Once upon a time, back in the Record Label controlled music business no one would have heard any music from Daybreak Embrace is outside of their South Florida scene. Back then, bands would release independent EP’s and singles in the hope to generate a big enough buzz at their live shows that they would get signed. Then once they got signed there was no guarantee that the band would still get a chance to release music on that label.

So a band like Daybreak Embrace could be at it for a long time before the world could get a chance to hear their music. However that is not the case in 2014. And I for one, am glad about that.

I really enjoyed Daybreak Embrace’s 2010 EP “Tomorrow Awaits”. From that EP “Thirty–Six” is a dead set classic and “Sanctuary” is not that far behind. This is where people should start.
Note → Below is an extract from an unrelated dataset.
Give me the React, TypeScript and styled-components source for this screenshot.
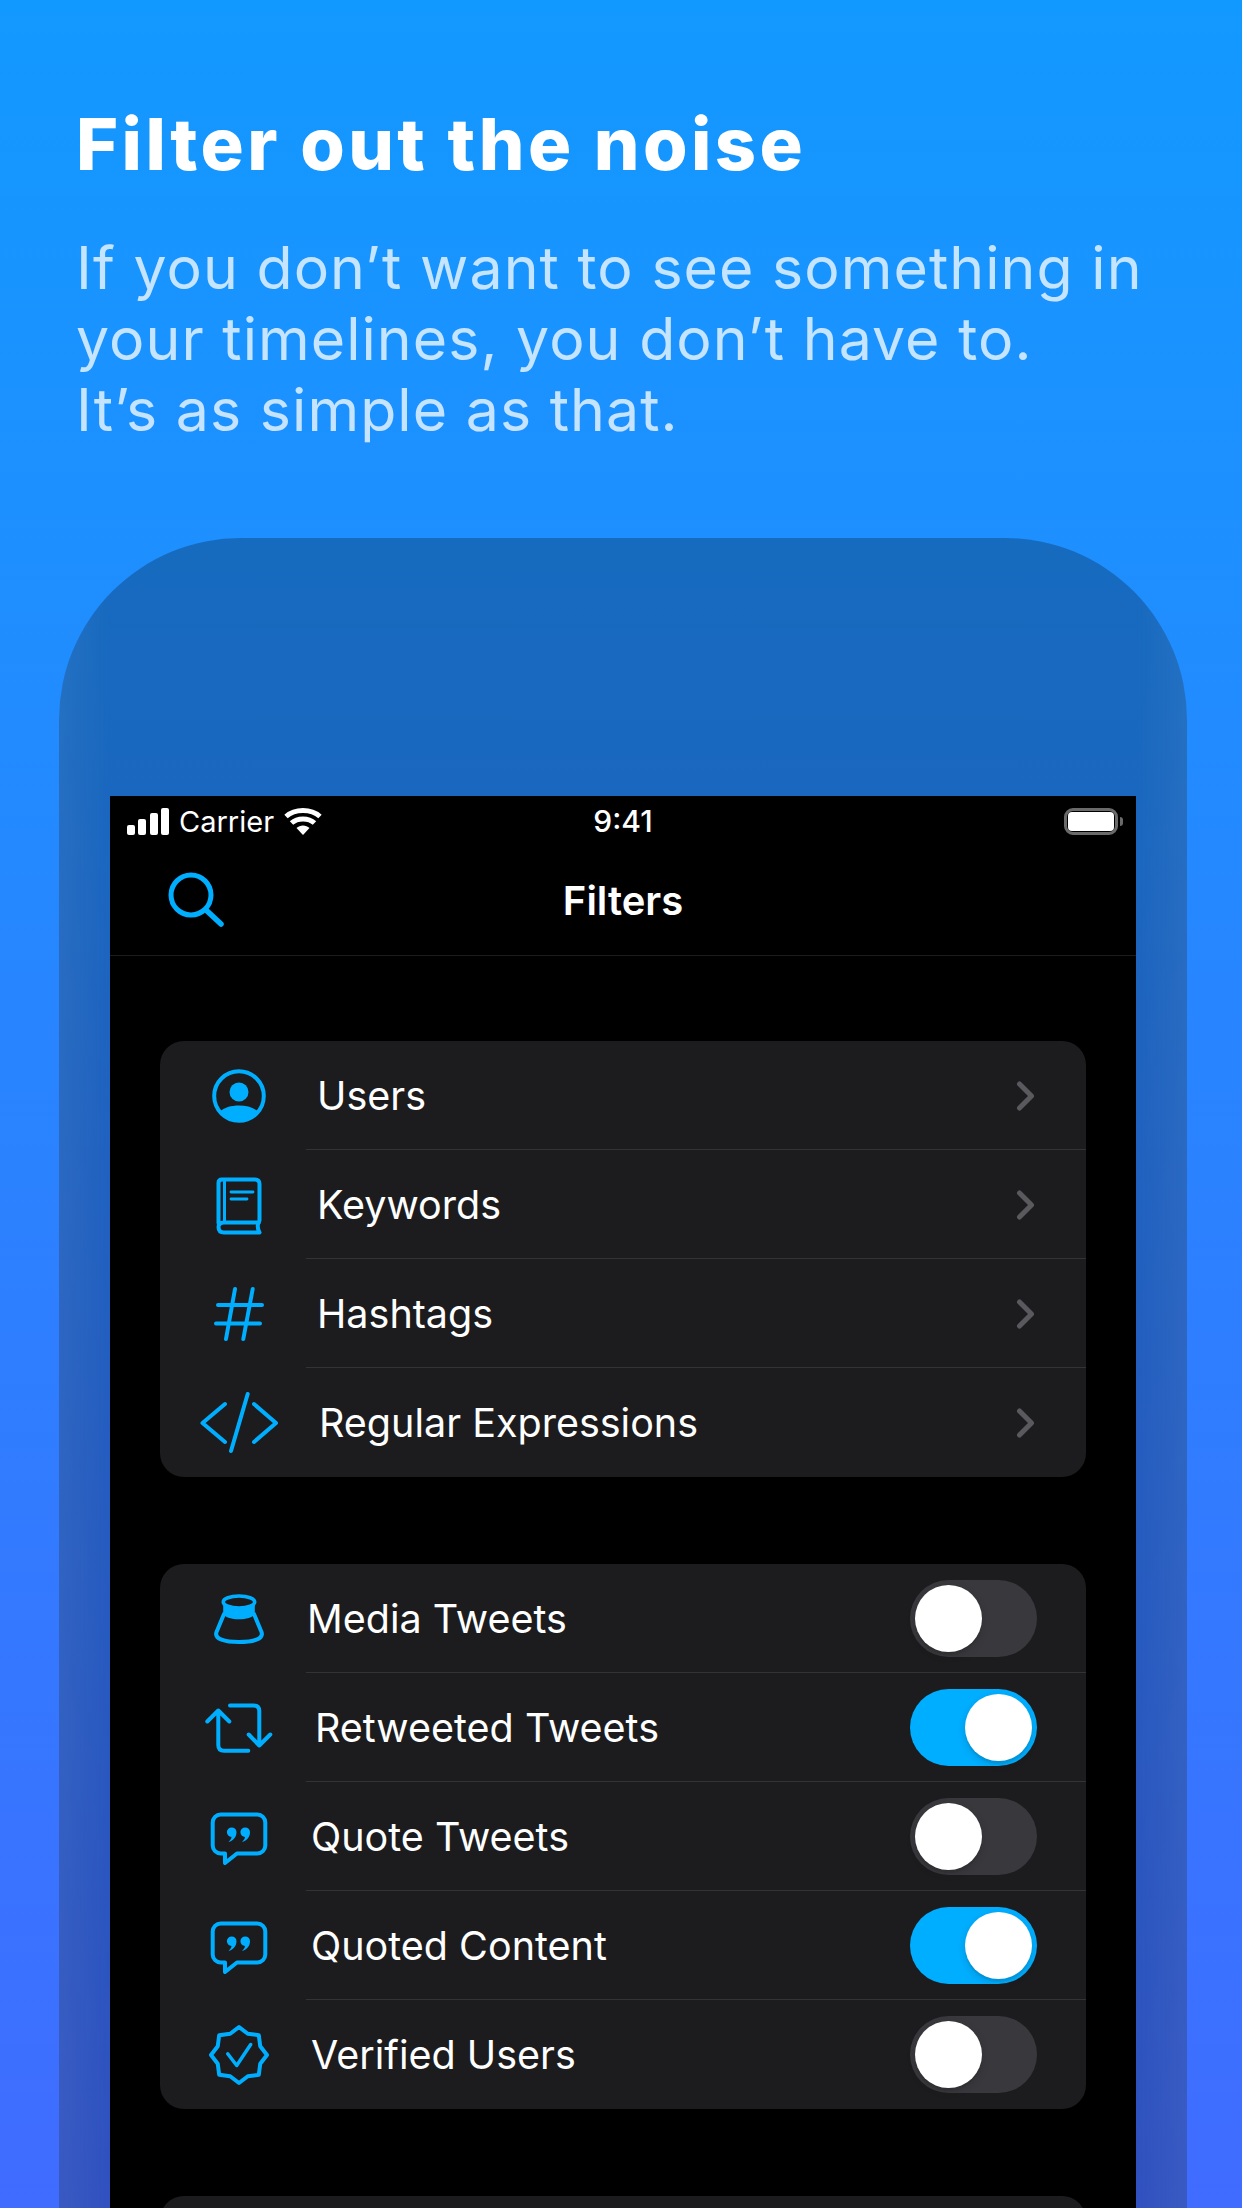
import styled, { createGlobalStyle } from 'styled-components';

const GlobalStyle = createGlobalStyle`
  html, body {
    margin: 0;
    padding: 0;
    background: #1499ff;
  }
`;

const Page = styled.div`
  width: 1242px;
  height: 2208px;
  overflow: hidden;
  box-sizing: border-box;
  padding-top: 104px;
  background: linear-gradient(180deg, #1299ff 0%, #1e8fff 25%, #406cff 100%);
  font-family: Inter, "Noto Sans", sans-serif;
`;

const Header = styled.header`
  padding-left: 76px;
`;

const Title = styled.h1`
  margin: 0;
  font-size: 72px;
  line-height: 80px;
  font-weight: 800;
  letter-spacing: 3.45px;
  color: #fff;
`;

const Subtitle = styled.p`
  margin: 48px 0 0;
  font-size: 59px;
  line-height: 71px;
  font-weight: 400;
  letter-spacing: 1.05px;
  color: rgba(255, 255, 255, 0.75);
`;

const Device = styled.section`
  width: 1128px;
  height: 1700px;
  margin: 93px 0 0 59px;
  box-sizing: border-box;
  padding: 258px 51px 0;
  border-radius: 182px 182px 0 0;
  background:
    linear-gradient(90deg, rgba(255, 255, 255, 0.05), rgba(255, 255, 255, 0) 50px, rgba(255, 255, 255, 0) 1078px, rgba(255, 255, 255, 0.05)),
    rgba(0, 0, 0, 0.25);
`;

const Screen = styled.div`
  background: #000;
  height: 1500px;
`;

const StatusBar = styled.div`
  height: 50px;
  padding: 0 13px 0 17px;
  display: grid;
  grid-template-columns: 1fr auto 1fr;
  align-items: center;
  color: #fff;
`;

const StatusLeft = styled.div`
  display: flex;
  align-items: center;
`;

const Carrier = styled.span`
  font-size: 29px;
  font-weight: 400;
  margin: 0 10px 0 9px;
`;

const Clock = styled.span`
  margin-right: 4px;
  font-size: 30px;
  font-weight: 500;
`;

const Battery = styled.div`
  justify-self: end;
  display: flex;
  align-items: center;
`;

const BatteryBody = styled.div`
  width: 48px;
  height: 21px;
  padding: 0;
  border: 3px solid #6a6a6a;
  border-radius: 9px;
  display: flex;
  box-sizing: content-box;
  &::before {
    content: '';
    flex: 1;
    margin: 1px;
    border-radius: 4px;
    background: #fff;
  }
`;

const BatteryCap = styled.div`
  width: 3px;
  height: 9px;
  margin-left: 2px;
  border-radius: 0 3px 3px 0;
  background: #6a6a6a;
`;

const NavBar = styled.div`
  position: relative;
  height: 109px;
  padding-left: 55px;
  display: flex;
  align-items: center;
  border-bottom: 1px solid #1c1c1e;
`;

const NavTitle = styled.div`
  position: absolute;
  left: 0;
  right: 0;
  text-align: center;
  font-size: 40px;
  font-weight: 600;
  color: #fff;
`;

const Content = styled.div`
  padding: 85px 50px 0;
  display: flex;
  flex-direction: column;
  gap: 87px;
`;

const Card = styled.div`
  background: #1c1c1e;
  border-radius: 24px;
  overflow: hidden;
`;

const Row = styled.div`
  position: relative;
  height: 109px;
  padding: 0 49px 0 39px;
  display: flex;
  align-items: center;
  &:not(:last-child)::after {
    content: '';
    position: absolute;
    left: 146px;
    right: 0;
    bottom: 0;
    height: 1px;
    background: #333335;
  }
`;

const IconBox = styled.svg`
  flex: none;
  width: 80px;
  height: 80px;
  color: #00aeff;
`;

const Label = styled.span<{ $indent: number }>`
  margin-left: ${(p) => p.$indent}px;
  padding-top: 1px;
  font-size: 39.5px;
  font-weight: 400;
  color: #fff;
  flex: 1;
`;

const Switch = styled.div<{ $on: boolean }>`
  width: 127px;
  height: 77px;
  padding: 5px;
  box-sizing: border-box;
  border-radius: 39px;
  display: flex;
  justify-content: ${(p) => (p.$on ? 'flex-end' : 'flex-start')};
  background: ${(p) => (p.$on ? '#00aeff' : '#39393d')};
  &::before {
    content: '';
    width: 67px;
    height: 67px;
    border-radius: 50%;
    background: #fff;
    box-shadow: 0 3px 8px rgba(0, 0, 0, 0.15), 0 3px 1px rgba(0, 0, 0, 0.06);
  }
`;

const Line = ({ d }: { d: string }) => (
  <path d={d} fill="none" stroke="currentColor" strokeWidth="4" strokeLinecap="round" strokeLinejoin="round" />
);

const Icon = ({ children }: { children: React.ReactNode }) => (
  <IconBox viewBox="0 0 80 80">{children}</IconBox>
);

const UserIcon = () => (
  <Icon>
    <circle cx="40" cy="40" r="24.8" fill="none" stroke="currentColor" strokeWidth="4" />
    <circle cx="40" cy="36" r="9.5" fill="currentColor" />
    <path d="M20.5 56 C25 51.5 32 49.5 40 49.5 C48 49.5 55 51.5 59.5 56 C54.5 62.5 47.5 66 40 66 C32.5 66 25.5 62.5 20.5 56Z" fill="currentColor" />
  </Icon>
);

const BookIcon = () => (
  <Icon>
    <Line d="M19.5 58 V18 Q19.5 14.5 23 14.5 H56 Q60.5 14.5 60.5 19 V55.5 Q57 61 60.5 67.5 H25 Q19.5 67.5 19.5 62 Q19.5 57.5 25 57.5 H60" />
    <path d="M25.5 15 V57" fill="none" stroke="currentColor" strokeWidth="3" />
    <path d="M32 27 H54 M32 34 H48" fill="none" stroke="currentColor" strokeWidth="2.8" strokeLinecap="round" />
  </Icon>
);

const HashIcon = () => (
  <Icon>
    <Line d="M19 31 H63 M17 49.5 H61 M36 15 L27 65 M53.7 15 L44.3 65" />
  </Icon>
);

const CodeIcon = () => (
  <Icon>
    <Line d="M26 21 L3.5 40 L26 59 M55 21 L77 40 L55 59 M48.7 11 L32 68" />
  </Icon>
);

const MediaIcon = () => (
  <Icon>
    <ellipse cx="40" cy="23" rx="15.8" ry="6" fill="none" stroke="currentColor" strokeWidth="3.5" />
    <path d="M24.2 23 V35 C28 42 52 42 55.8 35 V23 C52 30.5 28 30.5 24.2 23Z" fill="currentColor" />
    <Line d="M25 35 L17.5 53 C15 60 26 63 40 63 C54 63 65 60 62.5 53 L55 35" />
  </Icon>
);

const RetweetIcon = () => (
  <Icon>
    <Line d="M8.3 33.5 L19.3 22.5 L30.3 33.5 M19.3 22.5 V57 Q19.3 62.8 25 62.8 H49.3 M31 17.5 H54.5 Q60.3 17.5 60.3 23 V57.5 M49.7 46.5 L60.3 57.5 L71.3 46.5" />
  </Icon>
);

const commaPath = 'M37.5 35.2 C37.5 40 34 44 29.5 45 C31.5 43 32.5 41 32.5 40 A4.8 4.8 0 1 1 37.5 35.2Z';

const QuoteIcon = () => (
  <Icon>
    <Line d="M21.7 17.5 H58.3 A8 8 0 0 1 66.3 25.5 V48.5 A8 8 0 0 1 58.3 56.5 H38 L26 66 V56.5 H21.7 A8 8 0 0 1 13.7 48.5 V25.5 A8 8 0 0 1 21.7 17.5Z" />
    <path d={commaPath} fill="currentColor" />
    <path d={commaPath} fill="currentColor" transform="translate(13.5 0)" />
  </Icon>
);

// eight pointed badge, outer points on the axes and diagonals
const badgePoints = Array.from({ length: 16 }, (_, i) => {
  const angle = (i * Math.PI) / 8 - Math.PI / 2;
  const radius = i % 2 === 0 ? 28 : 23;
  return `${(40 + radius * Math.cos(angle)).toFixed(2)},${(40 + radius * Math.sin(angle)).toFixed(2)}`;
}).join(' ');

const BadgeIcon = () => (
  <Icon>
    <polygon points={badgePoints} fill="none" stroke="currentColor" strokeWidth="4" strokeLinejoin="round" />
    <path d="M28.7 38.8 L37.7 50.5 L51.7 29.5" fill="none" stroke="currentColor" strokeWidth="3.5" strokeLinecap="round" strokeLinejoin="round" />
  </Icon>
);

const Chevron = () => (
  <svg width="24" height="34" viewBox="0 0 24 34">
    <path d="M6.5 5 L18.5 17 L6.5 29" fill="none" stroke="#5a5a5e" strokeWidth="5" strokeLinecap="round" strokeLinejoin="round" />
  </svg>
);

const links = [
  { label: 'Users', indent: 38, icon: <UserIcon /> },
  { label: 'Keywords', indent: 38, icon: <BookIcon /> },
  { label: 'Hashtags', indent: 38, icon: <HashIcon /> },
  { label: 'Regular Expressions', indent: 40, icon: <CodeIcon /> },
];

const toggles = [
  { label: 'Media Tweets', indent: 28, on: false, icon: <MediaIcon /> },
  { label: 'Retweeted Tweets', indent: 36, on: true, icon: <RetweetIcon /> },
  { label: 'Quote Tweets', indent: 32, on: false, icon: <QuoteIcon /> },
  { label: 'Quoted Content', indent: 32, on: true, icon: <QuoteIcon /> },
  { label: 'Verified Users', indent: 32, on: false, icon: <BadgeIcon /> },
];

const App = () => (
  <Page>
    <GlobalStyle />
    <Header>
      <Title>Filter out the noise</Title>
      <Subtitle>
        If you don’t want to see something in<br />
        your timelines, you don’t have to.<br />
        It’s as simple as that.
      </Subtitle>
    </Header>

    <Device>
      <Screen>
        <StatusBar>
          <StatusLeft>
            <svg width="43" height="27" viewBox="0 0 43 27">
              <rect x="0" y="17" width="8" height="10" rx="2" fill="#fff" />
              <rect x="11" y="11" width="8" height="16" rx="2" fill="#fff" />
              <rect x="23" y="5" width="8" height="22" rx="2" fill="#fff" />
              <rect x="34" y="0" width="8" height="27" rx="2" fill="#fff" />
            </svg>
            <Carrier>Carrier</Carrier>
            <svg width="38" height="27" viewBox="0 0 38 27">
              <path d="M19 27 L12.5 20 C16 16.5 22 16.5 25.5 20Z" fill="#fff" />
              <path d="M7.5 15 C13.5 9.5 24.5 9.5 30.5 15" fill="none" stroke="#fff" strokeWidth="5" />
              <path d="M2 8.5 C11 0.5 27 0.5 36 8.5" fill="none" stroke="#fff" strokeWidth="5" />
            </svg>
          </StatusLeft>
          <Clock>9:41</Clock>
          <Battery>
            <BatteryBody />
            <BatteryCap />
          </Battery>
        </StatusBar>

        <NavBar>
          <svg width="62" height="62" viewBox="0 0 62 62">
            <circle cx="26" cy="25" r="20" fill="none" stroke="#00aeff" strokeWidth="5" />
            <path d="M41 40 L56 54" fill="none" stroke="#00aeff" strokeWidth="5.5" strokeLinecap="round" />
          </svg>
          <NavTitle>Filters</NavTitle>
        </NavBar>

        <Content>
          <Card>
            {links.map((item) => (
              <Row key={item.label}>
                {item.icon}
                <Label $indent={item.indent}>{item.label}</Label>
                <Chevron />
              </Row>
            ))}
          </Card>

          <Card>
            {toggles.map((item) => (
              <Row key={item.label}>
                {item.icon}
                <Label $indent={item.indent}>{item.label}</Label>
                <Switch $on={item.on} />
              </Row>
            ))}
          </Card>

          <Card>
            <Row />
          </Card>
        </Content>
      </Screen>
    </Device>
  </Page>
);

export default App;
So I was curious as to what new music they had released since then.

I go to Spotify, type in their name and I see that they have new music. The “Mercury” EP was released in 2013. Damn, how did I miss that. The Modern Rock scene in the U.S is a very crowded marketplace. You have bands like Shinedown, Three Days Grace, Three Doors Down, Alter Bridge, Lifehouse and many more. So if a band is to rise above the saturated marketplace, then they need to be great.

Producer and songwriter, “Paul Trust” has played a big part in recording the band at a high level. Sometimes all bands need these kind of experienced people. Daybreak Embrace by the way is James Wamsley (vocals), Giann Rubio (drums), Dan Cartagena (lead guitar), Keneth Figueroa (guitar) and Dani Costa (bass).

Yep, I know they are not rock star names like Slash, Nikki Sixx, Jay Jay French or Ace Frehley. But that doesn’t mean they don’t rock.

With all the beautiful things that the Internet has brought us, one thing hasn’t changed.

It is still difficult for a band to get attention and the odds of success are still very low.

However good bands always came from left field and from a place completely unexpected. They are around for years before they are fully embraced. Like all technological startups there are early adopters before critical mass.

For any band, first comes the music and then comes the fan base.

For managers and record labels, they don’t care what the music sounds like. They only care that it has an audience.

And that is the hardest part for any band. Proving that it has an audience so that they can gain entrance into a bigger league. And that doesn’t happen overnight or within a year or within five years. Remember that every overnight sensation is years in the making.